The protocol provides an implementation after a common frame of reference has been agreed between businesses, validating private collaborations between companies without leaking sensitive data.
It is built to ensure easy and trustless agreement between corporations and entities.
zkTrace allows you to customize and describe business processes, regardless of how complex they are, using smart contracts.
How we built it
Unlike other systems, zkTrace is built to have the frame of reference immutable and resistant to tamper once the state (handshake) has been established.
First, we make reference to the Buyer system and the Supplier system.
The Buyer requests for a quotation from a specific supplier, detailing the items needed, quantity, dates, etc).
The supplier receives and reviews the request. They then send back their proposed terms including prices, discounts, availabilities of products etc. (These details are used to create the Trace Agreement)
The Trace Agreement contains the overall details of the transaction and the number of levels within a particular supply chain management.
The buyer then receives the proposal and either agrees or declines, requesting for adjustments.
Agreement between the Buyer and the Supplier is called a "handshake", in literal representation of an agreement (state).
After the handshake, a cryptographic proof (zero knowledge proof & nullifier) that confirms the proper business logic and commercial data application, is generated and sent to the Supplier and the Buyer consecutively.
The cryptographic proof is created using, a random number generator built with Chainlink VRF, to generate a nullifier (after hashing) and zero knowledge circuit to generate zk proof.
The two cryptographic proofs are used to create the Trace Agreement, which is the smart contract that controls every state of the supply chain and contains details of each transaction. Each supply chain is a unique transaction and the Trace Agreement represents each. The Trace Agreement helps with verification for the different stages of the supply chain.
When the Buyer is ready to begin the process, they initialize the order after updating the supply chain stages & addresses and input the cryptographic proof generated for verification. The Supplier is then notified to confirm the execution of the order by verifying his cryptographic proof.
Once this is done, the Trace Agreement is open.

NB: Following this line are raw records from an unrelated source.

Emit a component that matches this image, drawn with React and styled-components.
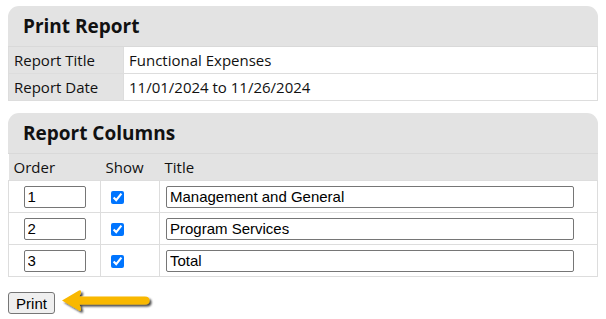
import React from "react";
import styled, { createGlobalStyle } from "styled-components";

const GlobalStyle = createGlobalStyle`
  body {
    margin: 0;
    padding: 6px 8px;
    background: #fff;
    font-family: "Open Sans", "Noto Sans", sans-serif;
    color: #111;
  }
`;

const columns = [
  { order: "1", title: "Management and General" },
  { order: "2", title: "Program Services" },
  { order: "3", title: "Total" },
];

export default function App() {
  return (
    <>
      <GlobalStyle />
      <Panel>
        <PanelHead>Print Report</PanelHead>
        <Table>
          <colgroup>
            <col style={{ width: 115 }} />
            <col />
          </colgroup>
          <tbody>
            <tr>
              <LabelCell>Report Title</LabelCell>
              <ValueCell>Functional Expenses</ValueCell>
            </tr>
            <tr>
              <LabelCell $tall>Report Date</LabelCell>
              <ValueCell $tall>11/01/2024 to 11/26/2024</ValueCell>
            </tr>
          </tbody>
        </Table>
      </Panel>

      <Panel $gap>
        <PanelHead>Report Columns</PanelHead>
        <Table>
          <colgroup>
            <col style={{ width: 92 }} />
            <col style={{ width: 59 }} />
            <col />
          </colgroup>
          <thead>
            <tr>
              <HeadCell>Order</HeadCell>
              <HeadCell>Show</HeadCell>
              <HeadCell>Title</HeadCell>
            </tr>
          </thead>
          <tbody>
            {columns.map((c) => (
              <DataRow key={c.order}>
                <DataCell $center>
                  <OrderInput defaultValue={c.order} />
                </DataCell>
                <DataCell $pad={10}>
                  <Check type="checkbox" defaultChecked />
                </DataCell>
                <DataCell $pad={6}>
                  <TitleInput defaultValue={c.title} />
                </DataCell>
              </DataRow>
            ))}
          </tbody>
        </Table>
      </Panel>

      <Footer>
        <PrintButton>Print</PrintButton>
        <Arrow width="96" height="28" viewBox="0 0 96 28">
          <defs>
            <filter id="sh" x="-20%" y="-40%" width="140%" height="180%">
              <feGaussianBlur in="SourceAlpha" stdDeviation="1.2" />
              <feOffset dx="2" dy="2" result="b" />
              <feComponentTransfer>
                <feFuncA type="linear" slope="0.75" />
              </feComponentTransfer>
              <feMerge>
                <feMergeNode />
                <feMergeNode in="SourceGraphic" />
              </feMerge>
            </filter>
          </defs>
          <path
            d="M1 11.5 L18 1.5 Q20.5 0.5 20 3.5 L18.5 7.5 L84 7.5 Q88.5 7.5 88.5 11.5 Q88.5 15.5 84 15.5 L18.5 15.5 L20 19.5 Q20.5 22.5 18 21.5 Z"
            fill="#f9b800"
            filter="url(#sh)"
          />
        </Arrow>
      </Footer>
    </>
  );
}

const Panel = styled.div`
  width: 590px;
  margin-top: ${(p) => (p.$gap ? "12px" : "0")};
`;

const PanelHead = styled.div`
  height: 40px;
  padding: 0 15px;
  display: flex;
  align-items: center;
  background: #e3e3e3;
  border-radius: 11px 11px 0 0;
  font-size: 19px;
  font-weight: 700;
  color: #111;
  border-bottom: 1px solid #d9d9d9;
`;

const Table = styled.table`
  width: 100%;
  border-collapse: collapse;
  table-layout: fixed;
  font-size: 15px;

  td,
  th {
    box-sizing: border-box;
  }
`;

const LabelCell = styled.td`
  height: ${(p) => (p.$tall ? "27px" : "26px")};
  padding: 0 5px;
  background: #e3e3e3;
  border: 1px solid #ddd;
  border-top: none;
  border-right: none;
  white-space: nowrap;
`;

const ValueCell = styled.td`
  height: ${(p) => (p.$tall ? "27px" : "26px")};
  padding: 0 5px;
  background: #fff;
  border: 1px solid #ddd;
  border-top: none;
`;

const HeadCell = styled.th`
  height: 27px;
  padding: 0 5px;
  text-align: left;
  font-weight: 400;
  background: #e3e3e3;
  border-bottom: 1px solid #ddd;
`;

const DataRow = styled.tr`
  height: 32px;
`;

const DataCell = styled.td`
  height: 32px;
  padding: 0 ${(p) => (p.$pad ? `${p.$pad}px` : "0")};
  text-align: ${(p) => (p.$center ? "center" : "left")};
  border: 1px solid #ddd;
  border-top: none;
`;

const baseInput = `
  box-sizing: border-box;
  height: 22px;
  border: 1px solid #767676;
  border-radius: 2px;
  padding: 1px 3px;
  font-family: "Liberation Sans", Arial, sans-serif;
  font-size: 15px;
  color: #000;
  background: #fff;
  vertical-align: middle;
`;

const OrderInput = styled.input`
  ${baseInput}
  width: 62px;
`;

const TitleInput = styled.input`
  ${baseInput}
  width: 408px;
`;

const Check = styled.input`
  width: 13px;
  height: 13px;
  margin: 0 0 2px;
  accent-color: #0075ff;
  vertical-align: middle;
`;

const Footer = styled.div`
  display: flex;
  align-items: center;
  gap: 6px;
  margin-top: 12px;
`;

const PrintButton = styled.button`
  box-sizing: border-box;
  width: 47px;
  height: 22px;
  padding: 0;
  font-family: "Liberation Sans", Arial, sans-serif;
  font-size: 15px;
  color: #000;
  background: #efefef;
  border: 1px solid #767676;
  border-radius: 3px;
`;

const Arrow = styled.svg`
  display: block;
`;
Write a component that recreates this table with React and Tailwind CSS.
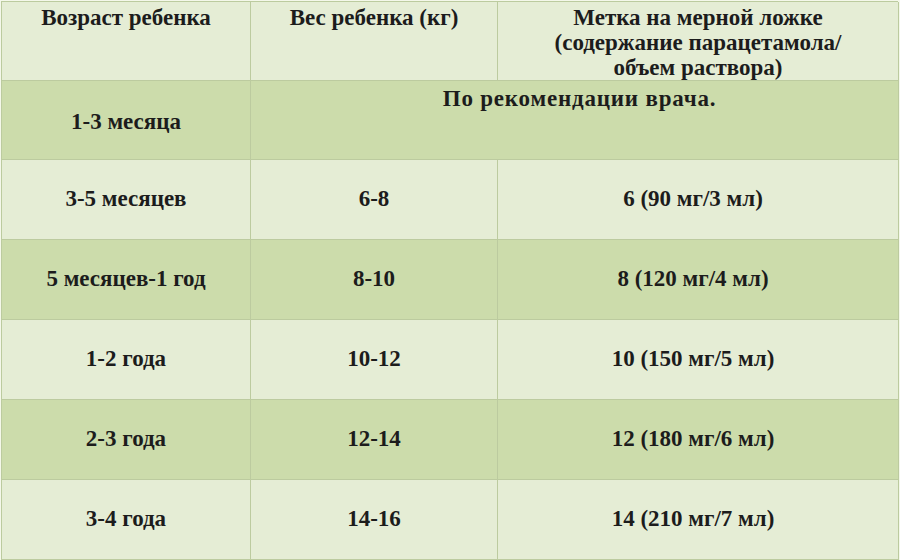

Each stage, the movement and state of the transaction is seen on chain. The verifier addresses for each stage of the transaction have to sign consecutively, confirming the state of the transaction before going to the next.
The verifier addresses are used to create a merkle tree and the merkle root is saved on the smart contract.
zkTrace as a protocol aims to create data availability and has two ways of storing data. The protocol uses Storj DCS for private data storage and uses IPFS/Filecoin for the public.
That is, business logic that are discrete like details of the Trace Agreement and transactions are saved using Storj DCS while IPFS stores data for tracking the supply chain process.
• Chainlink VRF: is used to build our random number generator which returns an array of numbers. The seed (a number in the array) is used to create nullifier used and the array of numbers is used in the zero knowledge circuit to generate zero knowledge proof. The zero knowledge circuit is designed to compare the pre image of the generated random number.
• Chainlink External adaptor running on a Chainlink node for on chain zero knowledge verification. The adapter verifies the proof generated and is used to connect to the zero knowledge engine we built via its API for easy on chain zero knowledge verification.
• Merkle tree: used to save the list of verifier addresses for easy verification
• IPLD (inter planetary link data): used for content addressing of the Trace agreement the list of verifier addresses (data persistence).
• Storj DCS: used to store private data like business logic and details of transactions.
• Oortech DSS: storage provider. Also creates s3 bucket to store stream (data on IPFS)
Challenges we ran into
• Understanding how zero knowledge proof works and implementing it in the protocol
• Lack of resources for building private E2EE on-chain messaging protocol
Accomplishments that we're proud of
• Understanding how to build zero knowledge circuits.
• Finding solutions to making supply chain gasless using relayers.
• Increasing privacy through the combination of zero knowledge proof and merkle tree.
• Building a supply chain protocol
What we learned
• create a privacy mechanism for supply chain management and agreement between corporation on a public blockchain.
• work with zero knowledge, zokrates, Storj DCS, Oortech DSS, zk SNARK and Merkle Tree.
What's next for zkTrace
• Further looking into building our own efficient private E2EE on-chain messaging protocol (using Tendermint).
• intense marketing and full documentation.
• properly integrating this into businesses.